TASK DIRECTIONS
Transcribe the records below exactly as they appear, omitting any pictures.

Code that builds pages
☆ ☆ ☆ ☆
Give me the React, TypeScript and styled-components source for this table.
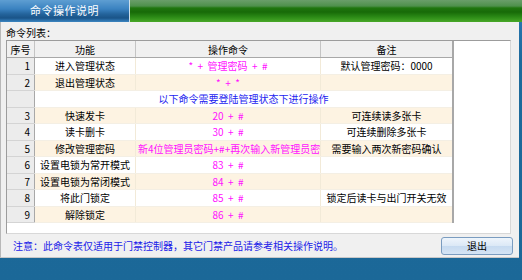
import React from "react";
import styled, { createGlobalStyle } from "styled-components";

const GlobalStyle = createGlobalStyle`
  html, body {
    margin: 0;
    padding: 0;
    background: #1b6898;
  }
  body {
    font-family: "Noto Sans CJK SC", "Liberation Sans", sans-serif;
    font-size: 10px;
  }
`;

const Window = styled.div`
  width: 522px;
  height: 280px;
  display: flex;
  flex-direction: column;
  background: linear-gradient(#2c7bb8 0, #1d6a9c 60px, #1b6898 100%);
  overflow: hidden;
`;

const TitleBar = styled.div`
  height: 22px;
  display: flex;
`;

const Tab = styled.div`
  width: 130px;
  display: flex;
  align-items: center;
  justify-content: center;
  color: #fff;
  font-size: 11px;
  letter-spacing: 0.5px;
  padding-bottom: 2px;
  box-sizing: border-box;
  background: linear-gradient(#5e9ed2 0, #3a82c0 9px, #24649c 14px, #1a5488 18px, #2a6ea8 20px, #3d86c0 22px);
  border-right: 1px solid #cfe0ea;
`;

const GreenBand = styled.div`
  flex: 1;
  background: linear-gradient(#6a9e6a 0, #4e904c 6px, #1f760f 8px, #176a08 12px, #2b8a16 17px, #48a828 22px);
`;

const Body = styled.div`
  height: 236px;
  margin-right: 3px;
  background: #f0f0f0;
  border-left: 1px solid #b8b8b8;
  border-bottom: 1px solid #c8c8c8;
  box-sizing: border-box;
  display: flex;
  flex-direction: column;
  padding: 3px 0 0 5px;
`;

const Caption = styled.div`
  height: 15px;
  line-height: 15px;
  color: #000;
`;

const ListBox = styled.div`
  width: 505px;
  height: 194px;
  box-sizing: border-box;
  background: #fff;
  border-top: 1px solid #9c9c9c;
  border-left: 1px solid #9c9c9c;
  border-right: 1px solid #d8d8d8;
  border-bottom: 1px solid #d8d8d8;
`;

const Grid = styled.table`
  width: 444px;
  border-collapse: collapse;
  table-layout: fixed;
  border-right: 2px solid #a8a8a8;
  border-bottom: 1px solid #a8a8a8;
`;

const HeadCell = styled.th<{ $w: number }>`
  width: ${(p) => p.$w}px;
  height: 16px;
  padding: 0;
  font-weight: normal;
  color: #000;
  background: #f0f0f0;
  border-right: 1px solid #c4c4c4;
  border-bottom: 1px solid #a8a8a8;
  text-align: center;
`;

const Row = styled.tr<{ $cream?: boolean }>`
  height: 16.5px;
  background: ${(p) => (p.$cream ? "#fdf3e2" : "#ffffff")};
`;

const SeqCell = styled.td`
  padding: 0 4px 0 0;
  text-align: right;
  background: #ececec;
  color: #000;
  border-right: 1px solid #a8a8a8;
  border-bottom: 1px solid #d4d4d4;
  border-top: 1px solid #fafafa;
`;

const Cell = styled.td<{ $tone?: "cmd" | "info" }>`
  padding: 0 2px;
  text-align: center;
  white-space: nowrap;
  overflow: hidden;
  color: ${(p) => (p.$tone === "cmd" ? "#ff10ff" : p.$tone === "info" ? "#1c1cf0" : "#000")};
  border-right: 1px solid #f2ead8;
  border-bottom: 1px solid #f4efe4;
`;

const ClipCell = styled(Cell)`
  text-align: left;
  text-overflow: clip;
`;

const Footer = styled.div`
  flex: 1;
  display: flex;
  align-items: center;
  justify-content: space-between;
  padding: 0 6px 0 7px;
`;

const Note = styled.span`
  color: #2020e8;
`;

const ExitButton = styled.button`
  width: 72px;
  height: 18px;
  padding: 0;
  font-family: inherit;
  font-size: 10px;
  color: #000;
  border: 1px solid #7a9cc0;
  border-radius: 3px;
  background: linear-gradient(#eef5fc 0, #dbe8f6 50%, #c6daf0 51%, #d4e4f4 100%);
`;

type Cmd = {
  seq: string;
  func: string;
  cmd: string;
  note: string;
};

const rows: Cmd[] = [
  { seq: "1", func: "进入管理状态", cmd: "*  +  管理密码  +  #", note: "默认管理密码：0000" },
  { seq: "2", func: "退出管理状态", cmd: "*  +  *", note: "" },
];

const rowsAfter: Cmd[] = [
  { seq: "3", func: "快速发卡", cmd: "20  +  #", note: "可连续读多张卡" },
  { seq: "4", func: "读卡删卡", cmd: "30  +  #", note: "可连续删除多张卡" },
  { seq: "5", func: "修改管理密码", cmd: "新4位管理员密码+#+再次输入新管理员密码+#", note: "需要输入两次新密码确认" },
  { seq: "6", func: "设置电锁为常开模式", cmd: "83  +  #", note: "" },
  { seq: "7", func: "设置电锁为常闭模式", cmd: "84  +  #", note: "" },
  { seq: "8", func: "将此门锁定", cmd: "85  +  #", note: "锁定后读卡与出门开关无效" },
  { seq: "9", func: "解除锁定", cmd: "86  +  #", note: "" },
];

const CommandRow = ({ row, cream }: { row: Cmd; cream: boolean }) => (
  <Row $cream={cream}>
    <SeqCell>{row.seq}</SeqCell>
    <Cell>{row.func}</Cell>
    {row.seq === "5" ? (
      <ClipCell $tone="cmd">{row.cmd}</ClipCell>
    ) : (
      <Cell $tone="cmd" style={{ whiteSpace: "pre" }}>{row.cmd}</Cell>
    )}
    <Cell>{row.note}</Cell>
  </Row>
);

const App = () => {
  return (
    <Window>
      <GlobalStyle />
      <TitleBar>
        <Tab>命令操作说明</Tab>
        <GreenBand />
      </TitleBar>
      <Body>
        <Caption>命令列表：</Caption>
        <ListBox>
          <Grid>
            <thead>
              <tr>
                <HeadCell $w={27}>序号</HeadCell>
                <HeadCell $w={100}>功能</HeadCell>
                <HeadCell $w={184}>操作命令</HeadCell>
                <HeadCell $w={131}>备注</HeadCell>
              </tr>
            </thead>
            <tbody>
              {rows.map((r, i) => (
                <CommandRow key={r.seq} row={r} cream={i % 2 === 1} />
              ))}
              <Row>
                <SeqCell />
                <Cell $tone="info" colSpan={3}>
                  以下命令需要登陆管理状态下进行操作
                </Cell>
              </Row>
              {rowsAfter.map((r, i) => (
                <CommandRow key={r.seq} row={r} cream={i % 2 === 0} />
              ))}
            </tbody>
          </Grid>
        </ListBox>
        <Footer>
          <Note>注意：此命令表仅适用于门禁控制器，其它门禁产品请参考相关操作说明。</Note>
          <ExitButton>退出</ExitButton>
        </Footer>
      </Body>
    </Window>
  );
};

export default App;
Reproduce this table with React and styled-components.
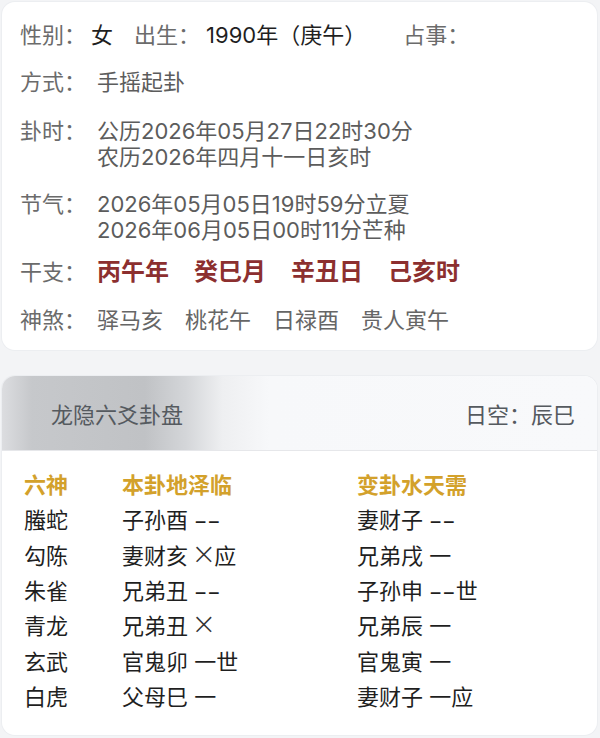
☆ ☆ ☆ ☆
COMPLETE OUTPUT
Give me the React, TypeScript and styled-components source for this table.
import React from "react";
import styled, { createGlobalStyle } from "styled-components";

const GlobalStyle = createGlobalStyle`
  html, body {
    margin: 0;
    padding: 0;
    background: #1b6898;
  }
  body {
    font-family: "Noto Sans CJK SC", "Liberation Sans", sans-serif;
    font-size: 10px;
  }
`;

const Window = styled.div`
  width: 522px;
  height: 280px;
  display: flex;
  flex-direction: column;
  background: linear-gradient(#2c7bb8 0, #1d6a9c 60px, #1b6898 100%);
  overflow: hidden;
`;

const TitleBar = styled.div`
  height: 22px;
  display: flex;
`;

const Tab = styled.div`
  width: 130px;
  display: flex;
  align-items: center;
  justify-content: center;
  color: #fff;
  font-size: 11px;
  letter-spacing: 0.5px;
  padding-bottom: 2px;
  box-sizing: border-box;
  background: linear-gradient(#5e9ed2 0, #3a82c0 9px, #24649c 14px, #1a5488 18px, #2a6ea8 20px, #3d86c0 22px);
  border-right: 1px solid #cfe0ea;
`;

const GreenBand = styled.div`
  flex: 1;
  background: linear-gradient(#6a9e6a 0, #4e904c 6px, #1f760f 8px, #176a08 12px, #2b8a16 17px, #48a828 22px);
`;

const Body = styled.div`
  height: 236px;
  margin-right: 3px;
  background: #f0f0f0;
  border-left: 1px solid #b8b8b8;
  border-bottom: 1px solid #c8c8c8;
  box-sizing: border-box;
  display: flex;
  flex-direction: column;
  padding: 3px 0 0 5px;
`;

const Caption = styled.div`
  height: 15px;
  line-height: 15px;
  color: #000;
`;

const ListBox = styled.div`
  width: 505px;
  height: 194px;
  box-sizing: border-box;
  background: #fff;
  border-top: 1px solid #9c9c9c;
  border-left: 1px solid #9c9c9c;
  border-right: 1px solid #d8d8d8;
  border-bottom: 1px solid #d8d8d8;
`;

const Grid = styled.table`
  width: 444px;
  border-collapse: collapse;
  table-layout: fixed;
  border-right: 2px solid #a8a8a8;
  border-bottom: 1px solid #a8a8a8;
`;

const HeadCell = styled.th<{ $w: number }>`
  width: ${(p) => p.$w}px;
  height: 16px;
  padding: 0;
  font-weight: normal;
  color: #000;
  background: #f0f0f0;
  border-right: 1px solid #c4c4c4;
  border-bottom: 1px solid #a8a8a8;
  text-align: center;
`;

const Row = styled.tr<{ $cream?: boolean }>`
  height: 16.5px;
  background: ${(p) => (p.$cream ? "#fdf3e2" : "#ffffff")};
`;

const SeqCell = styled.td`
  padding: 0 4px 0 0;
  text-align: right;
  background: #ececec;
  color: #000;
  border-right: 1px solid #a8a8a8;
  border-bottom: 1px solid #d4d4d4;
  border-top: 1px solid #fafafa;
`;

const Cell = styled.td<{ $tone?: "cmd" | "info" }>`
  padding: 0 2px;
  text-align: center;
  white-space: nowrap;
  overflow: hidden;
  color: ${(p) => (p.$tone === "cmd" ? "#ff10ff" : p.$tone === "info" ? "#1c1cf0" : "#000")};
  border-right: 1px solid #f2ead8;
  border-bottom: 1px solid #f4efe4;
`;

const ClipCell = styled(Cell)`
  text-align: left;
  text-overflow: clip;
`;

const Footer = styled.div`
  flex: 1;
  display: flex;
  align-items: center;
  justify-content: space-between;
  padding: 0 6px 0 7px;
`;

const Note = styled.span`
  color: #2020e8;
`;

const ExitButton = styled.button`
  width: 72px;
  height: 18px;
  padding: 0;
  font-family: inherit;
  font-size: 10px;
  color: #000;
  border: 1px solid #7a9cc0;
  border-radius: 3px;
  background: linear-gradient(#eef5fc 0, #dbe8f6 50%, #c6daf0 51%, #d4e4f4 100%);
`;

type Cmd = {
  seq: string;
  func: string;
  cmd: string;
  note: string;
};

const rows: Cmd[] = [
  { seq: "1", func: "进入管理状态", cmd: "*  +  管理密码  +  #", note: "默认管理密码：0000" },
  { seq: "2", func: "退出管理状态", cmd: "*  +  *", note: "" },
];

const rowsAfter: Cmd[] = [
  { seq: "3", func: "快速发卡", cmd: "20  +  #", note: "可连续读多张卡" },
  { seq: "4", func: "读卡删卡", cmd: "30  +  #", note: "可连续删除多张卡" },
  { seq: "5", func: "修改管理密码", cmd: "新4位管理员密码+#+再次输入新管理员密码+#", note: "需要输入两次新密码确认" },
  { seq: "6", func: "设置电锁为常开模式", cmd: "83  +  #", note: "" },
  { seq: "7", func: "设置电锁为常闭模式", cmd: "84  +  #", note: "" },
  { seq: "8", func: "将此门锁定", cmd: "85  +  #", note: "锁定后读卡与出门开关无效" },
  { seq: "9", func: "解除锁定", cmd: "86  +  #", note: "" },
];

const CommandRow = ({ row, cream }: { row: Cmd; cream: boolean }) => (
  <Row $cream={cream}>
    <SeqCell>{row.seq}</SeqCell>
    <Cell>{row.func}</Cell>
    {row.seq === "5" ? (
      <ClipCell $tone="cmd">{row.cmd}</ClipCell>
    ) : (
      <Cell $tone="cmd" style={{ whiteSpace: "pre" }}>{row.cmd}</Cell>
    )}
    <Cell>{row.note}</Cell>
  </Row>
);

const App = () => {
  return (
    <Window>
      <GlobalStyle />
      <TitleBar>
        <Tab>命令操作说明</Tab>
        <GreenBand />
      </TitleBar>
      <Body>
        <Caption>命令列表：</Caption>
        <ListBox>
          <Grid>
            <thead>
              <tr>
                <HeadCell $w={27}>序号</HeadCell>
                <HeadCell $w={100}>功能</HeadCell>
                <HeadCell $w={184}>操作命令</HeadCell>
                <HeadCell $w={131}>备注</HeadCell>
              </tr>
            </thead>
            <tbody>
              {rows.map((r, i) => (
                <CommandRow key={r.seq} row={r} cream={i % 2 === 1} />
              ))}
              <Row>
                <SeqCell />
                <Cell $tone="info" colSpan={3}>
                  以下命令需要登陆管理状态下进行操作
                </Cell>
              </Row>
              {rowsAfter.map((r, i) => (
                <CommandRow key={r.seq} row={r} cream={i % 2 === 0} />
              ))}
            </tbody>
          </Grid>
        </ListBox>
        <Footer>
          <Note>注意：此命令表仅适用于门禁控制器，其它门禁产品请参考相关操作说明。</Note>
          <ExitButton>退出</ExitButton>
        </Footer>
      </Body>
    </Window>
  );
};

export default App;
Reproduce this table with React and styled-components.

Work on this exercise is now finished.